Records with interface code
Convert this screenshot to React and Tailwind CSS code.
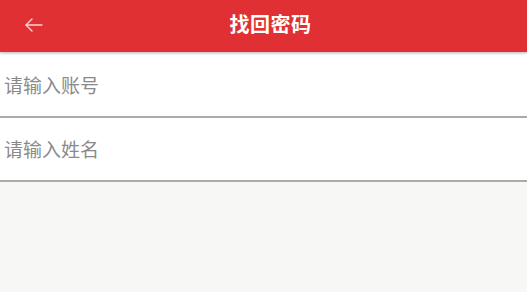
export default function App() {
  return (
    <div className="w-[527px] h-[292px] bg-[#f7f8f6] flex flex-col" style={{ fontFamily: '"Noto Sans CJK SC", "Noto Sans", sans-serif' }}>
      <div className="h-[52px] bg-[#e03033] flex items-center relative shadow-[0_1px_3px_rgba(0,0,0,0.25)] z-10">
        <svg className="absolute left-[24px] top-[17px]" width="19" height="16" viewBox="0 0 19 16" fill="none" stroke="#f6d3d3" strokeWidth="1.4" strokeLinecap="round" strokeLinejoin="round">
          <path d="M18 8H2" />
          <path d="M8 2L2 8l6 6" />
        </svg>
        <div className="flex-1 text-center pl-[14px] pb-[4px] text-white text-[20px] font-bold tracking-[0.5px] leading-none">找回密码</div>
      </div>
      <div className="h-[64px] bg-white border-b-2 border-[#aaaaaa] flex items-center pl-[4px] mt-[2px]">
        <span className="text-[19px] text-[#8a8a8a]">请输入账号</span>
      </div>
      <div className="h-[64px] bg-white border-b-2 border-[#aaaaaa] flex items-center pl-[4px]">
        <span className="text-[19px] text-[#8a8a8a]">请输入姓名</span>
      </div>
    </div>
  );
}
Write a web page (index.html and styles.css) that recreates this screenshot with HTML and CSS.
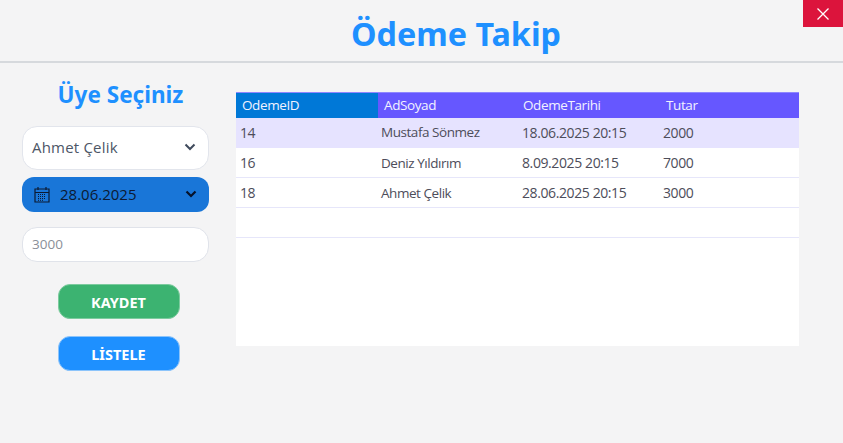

Aim of the exercise: Print every entry above again without changing a word, and omit the pictures.

Solved exercise:
Convert this screenshot to React and Tailwind CSS code.
export default function App() {
  return (
    <div className="w-[527px] h-[292px] bg-[#f7f8f6] flex flex-col" style={{ fontFamily: '"Noto Sans CJK SC", "Noto Sans", sans-serif' }}>
      <div className="h-[52px] bg-[#e03033] flex items-center relative shadow-[0_1px_3px_rgba(0,0,0,0.25)] z-10">
        <svg className="absolute left-[24px] top-[17px]" width="19" height="16" viewBox="0 0 19 16" fill="none" stroke="#f6d3d3" strokeWidth="1.4" strokeLinecap="round" strokeLinejoin="round">
          <path d="M18 8H2" />
          <path d="M8 2L2 8l6 6" />
        </svg>
        <div className="flex-1 text-center pl-[14px] pb-[4px] text-white text-[20px] font-bold tracking-[0.5px] leading-none">找回密码</div>
      </div>
      <div className="h-[64px] bg-white border-b-2 border-[#aaaaaa] flex items-center pl-[4px] mt-[2px]">
        <span className="text-[19px] text-[#8a8a8a]">请输入账号</span>
      </div>
      <div className="h-[64px] bg-white border-b-2 border-[#aaaaaa] flex items-center pl-[4px]">
        <span className="text-[19px] text-[#8a8a8a]">请输入姓名</span>
      </div>
    </div>
  );
}
Write a web page (index.html and styles.css) that recreates this screenshot with HTML and CSS.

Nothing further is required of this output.